The principal topic of conversation in town this week has been the family troubles of Charles Johnson of the firm of Johnson & Miller, according to an article in the Whitehall Forum dated 27 September 1888. The beginning of the present difficulty dates back to January of this year and the clandestine marriage of Miss Grace Carpenter, daughter of Mrs. Johnson, and one Walter R. Hawley of New York.
Miss Carpenter, who was reared in Whitehall and is well known in society as a bright and promising young lady and musician, though with few advantages to develop her talent, last Fall joined the Lovenberg family of bell-ringers and for the first time left the parental roof to enter professional life.
The Lovenbergs did not use her right and at Denver, Colorado, she left them. After considerable experience at Denver and Kansas City, she returned home where she remained up to the time of the present affair, it being understood that she was engaged to be married to Fred Brown of the Kalamazoo Engraving Co.
Hawley came here with the Union Square Theater Co. and a flirtation arose between him and Miss Carpenter, resulting in several meetings. Hawley was evidently one of those simple, easy-going fellows who adopted the stage out of sheer laziness. He is a fair singer, a cheap actor, and has the oily grace and poetic features that are likely to infatuate a capricious girl. There is no doubt but that through these means the fellow insinuated himself into the good graces of his victim, and arranged for her to meet him at Holland whither the company went.
Miss Carpenter followed to Muskegon, got a friend to accompany her, and joined Hawley at Holland. When the party returned to Muskegon, the couple were married on 18 January 1888. As soon as Grace returned home and confessed the affair, her mother went to Muskegon and had a conference with Hawley. He could give no excuse for secretly enticing the girl from her home but said that he had a rich father to whom he looked for help as the linings of his pockets were all they contained and his miniature brain was completely at a loss to know what to do.
Whether or not the follow has a rich father is a matter of doubt but he confesses himself that the paternal ancestor has cut him loose. Mrs. Hawley has been at Muskegon with her husband this week and says she will frustrate any designs of his to compel her to go on the stage.
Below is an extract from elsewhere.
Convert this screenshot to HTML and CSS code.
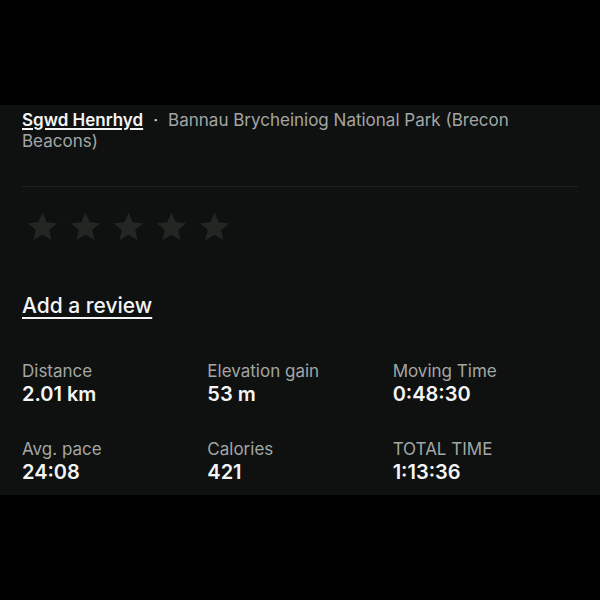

One of the most unfortunate features of the whole affair is the heartless treatment of Mr. Brown. He was here and offered his sympathy to the mother. Although he said nothing to his friends it was plain that he felt keenly the situation. The mantle of charity should be thrown over the whole case and it is to be hoped that Hawley will be manly enough to care for his wife in a proper manner. Should he fail in this, the lesson is worth something as a warning to those capricious girls who persist in flirting with strangers and thus risking their reputation on worthless vagabonds.
The marriage to Hawley was later annulled on the grounds of fraud. After the annulment the wooing between Miss Carpenter and Mr. Brown was renewed. A date was set for their wedding and an elaborate trousseau was arranged for the bride. Mr. Brown came a week or so ago to claim his bride, but at the last moment she refused to wed him and left town for the home of relatives in Indiana. Brown returned to Kalamazoo with a heavy heart.
On Saturday, 22 September 1888, Brown came to visit Mrs. Johnson and her children. Evidently Charles Johnson, the husband, did not like the presence of Brown in his household and on Monday night while somewhat under the influence of liquor ordered him and Mrs. J’s son Ray Carpenter out of the house. They refused to leave and Mr. Johnson got his revolver and it is claimed pointed it at Brown. Ray threw up Johnson’s hand and Brown took the revolver away. Then Ray assaulted Johnson and beat him severely about the head. After this Carpenter and Brown swore out a warrant against Johnson for carrying concealed weapons, but this has been changed to a complaint for sureties to keep the peace and the case has been set for Saturday morning, 29 September at 10 o’clock before Squire Hedges.
The trouble was renewed again on Tuesday night when Ray Carpenter and Alfred Johnson, Mr. Johnson’s son, met on Colby Street. Johnson was under the influence of liquor and the row resulted in his being knocked down and afterwards locked up. In this fracas a revolver and butcher knife figured, but Alfred was released later in the night and went home.
The courts are the proper place to settle these differences, and it is to be hoped there will be no more breaches of the peace. The feeling against Brown was very strong and on Wednesday morning he left town. Everything is now quiet.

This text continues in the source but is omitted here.